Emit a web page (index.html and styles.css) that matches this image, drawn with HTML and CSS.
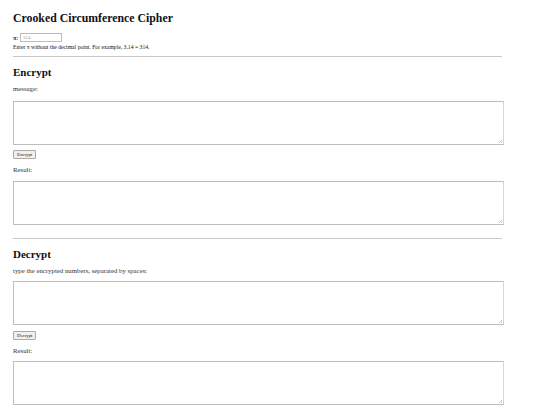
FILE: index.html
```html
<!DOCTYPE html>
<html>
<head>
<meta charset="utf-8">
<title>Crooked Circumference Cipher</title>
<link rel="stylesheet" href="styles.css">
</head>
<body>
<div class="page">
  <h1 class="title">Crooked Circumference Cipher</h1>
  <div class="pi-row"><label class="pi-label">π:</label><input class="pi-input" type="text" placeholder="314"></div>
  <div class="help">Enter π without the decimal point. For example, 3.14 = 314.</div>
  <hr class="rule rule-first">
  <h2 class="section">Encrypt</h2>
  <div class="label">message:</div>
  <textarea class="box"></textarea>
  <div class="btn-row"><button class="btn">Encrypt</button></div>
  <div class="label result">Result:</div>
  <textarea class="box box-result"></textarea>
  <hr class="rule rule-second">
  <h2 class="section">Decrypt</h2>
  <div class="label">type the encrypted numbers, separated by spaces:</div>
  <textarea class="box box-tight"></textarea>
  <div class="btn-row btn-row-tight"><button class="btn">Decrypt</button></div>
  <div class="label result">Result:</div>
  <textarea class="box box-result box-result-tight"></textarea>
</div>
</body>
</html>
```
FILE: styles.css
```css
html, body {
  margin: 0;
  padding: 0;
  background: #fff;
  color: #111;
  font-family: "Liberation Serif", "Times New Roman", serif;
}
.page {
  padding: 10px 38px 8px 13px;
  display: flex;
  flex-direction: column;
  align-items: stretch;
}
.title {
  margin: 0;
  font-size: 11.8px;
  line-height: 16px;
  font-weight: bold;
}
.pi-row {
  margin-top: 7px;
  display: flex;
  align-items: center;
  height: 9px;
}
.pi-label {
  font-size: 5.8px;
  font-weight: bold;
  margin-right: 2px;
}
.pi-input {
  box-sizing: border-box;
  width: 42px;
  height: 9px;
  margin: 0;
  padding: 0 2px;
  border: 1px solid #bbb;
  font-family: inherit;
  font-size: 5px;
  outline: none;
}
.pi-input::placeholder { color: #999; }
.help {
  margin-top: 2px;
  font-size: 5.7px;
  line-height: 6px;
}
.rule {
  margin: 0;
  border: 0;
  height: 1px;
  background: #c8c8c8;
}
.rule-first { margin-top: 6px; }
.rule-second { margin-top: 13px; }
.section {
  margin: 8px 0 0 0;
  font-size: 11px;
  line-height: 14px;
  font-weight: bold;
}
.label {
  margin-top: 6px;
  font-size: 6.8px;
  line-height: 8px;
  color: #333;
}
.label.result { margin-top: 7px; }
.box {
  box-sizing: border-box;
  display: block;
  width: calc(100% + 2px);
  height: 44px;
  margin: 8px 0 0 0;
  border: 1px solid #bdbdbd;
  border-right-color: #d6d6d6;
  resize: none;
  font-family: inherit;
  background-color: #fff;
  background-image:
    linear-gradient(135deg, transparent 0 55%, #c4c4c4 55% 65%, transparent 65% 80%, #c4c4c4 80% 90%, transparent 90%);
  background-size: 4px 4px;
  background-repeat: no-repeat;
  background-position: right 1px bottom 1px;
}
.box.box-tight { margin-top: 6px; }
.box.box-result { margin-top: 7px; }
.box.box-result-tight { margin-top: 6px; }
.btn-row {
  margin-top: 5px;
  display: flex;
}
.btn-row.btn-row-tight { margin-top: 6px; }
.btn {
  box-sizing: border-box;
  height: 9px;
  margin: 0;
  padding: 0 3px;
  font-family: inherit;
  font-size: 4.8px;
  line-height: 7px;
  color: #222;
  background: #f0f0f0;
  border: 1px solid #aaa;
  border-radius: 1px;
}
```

========

WHAT IS EXPECTED:
Repeat the listing in full and exactly. Leave any pictures out.

THE COMPLETED TASK:
Emit a web page (index.html and styles.css) that matches this image, drawn with HTML and CSS.
FILE: index.html
```html
<!DOCTYPE html>
<html>
<head>
<meta charset="utf-8">
<title>Crooked Circumference Cipher</title>
<link rel="stylesheet" href="styles.css">
</head>
<body>
<div class="page">
  <h1 class="title">Crooked Circumference Cipher</h1>
  <div class="pi-row"><label class="pi-label">π:</label><input class="pi-input" type="text" placeholder="314"></div>
  <div class="help">Enter π without the decimal point. For example, 3.14 = 314.</div>
  <hr class="rule rule-first">
  <h2 class="section">Encrypt</h2>
  <div class="label">message:</div>
  <textarea class="box"></textarea>
  <div class="btn-row"><button class="btn">Encrypt</button></div>
  <div class="label result">Result:</div>
  <textarea class="box box-result"></textarea>
  <hr class="rule rule-second">
  <h2 class="section">Decrypt</h2>
  <div class="label">type the encrypted numbers, separated by spaces:</div>
  <textarea class="box box-tight"></textarea>
  <div class="btn-row btn-row-tight"><button class="btn">Decrypt</button></div>
  <div class="label result">Result:</div>
  <textarea class="box box-result box-result-tight"></textarea>
</div>
</body>
</html>
```
FILE: styles.css
```css
html, body {
  margin: 0;
  padding: 0;
  background: #fff;
  color: #111;
  font-family: "Liberation Serif", "Times New Roman", serif;
}
.page {
  padding: 10px 38px 8px 13px;
  display: flex;
  flex-direction: column;
  align-items: stretch;
}
.title {
  margin: 0;
  font-size: 11.8px;
  line-height: 16px;
  font-weight: bold;
}
.pi-row {
  margin-top: 7px;
  display: flex;
  align-items: center;
  height: 9px;
}
.pi-label {
  font-size: 5.8px;
  font-weight: bold;
  margin-right: 2px;
}
.pi-input {
  box-sizing: border-box;
  width: 42px;
  height: 9px;
  margin: 0;
  padding: 0 2px;
  border: 1px solid #bbb;
  font-family: inherit;
  font-size: 5px;
  outline: none;
}
.pi-input::placeholder { color: #999; }
.help {
  margin-top: 2px;
  font-size: 5.7px;
  line-height: 6px;
}
.rule {
  margin: 0;
  border: 0;
  height: 1px;
  background: #c8c8c8;
}
.rule-first { margin-top: 6px; }
.rule-second { margin-top: 13px; }
.section {
  margin: 8px 0 0 0;
  font-size: 11px;
  line-height: 14px;
  font-weight: bold;
}
.label {
  margin-top: 6px;
  font-size: 6.8px;
  line-height: 8px;
  color: #333;
}
.label.result { margin-top: 7px; }
.box {
  box-sizing: border-box;
  display: block;
  width: calc(100% + 2px);
  height: 44px;
  margin: 8px 0 0 0;
  border: 1px solid #bdbdbd;
  border-right-color: #d6d6d6;
  resize: none;
  font-family: inherit;
  background-color: #fff;
  background-image:
    linear-gradient(135deg, transparent 0 55%, #c4c4c4 55% 65%, transparent 65% 80%, #c4c4c4 80% 90%, transparent 90%);
  background-size: 4px 4px;
  background-repeat: no-repeat;
  background-position: right 1px bottom 1px;
}
.box.box-tight { margin-top: 6px; }
.box.box-result { margin-top: 7px; }
.box.box-result-tight { margin-top: 6px; }
.btn-row {
  margin-top: 5px;
  display: flex;
}
.btn-row.btn-row-tight { margin-top: 6px; }
.btn {
  box-sizing: border-box;
  height: 9px;
  margin: 0;
  padding: 0 3px;
  font-family: inherit;
  font-size: 4.8px;
  line-height: 7px;
  color: #222;
  background: #f0f0f0;
  border: 1px solid #aaa;
  border-radius: 1px;
}
```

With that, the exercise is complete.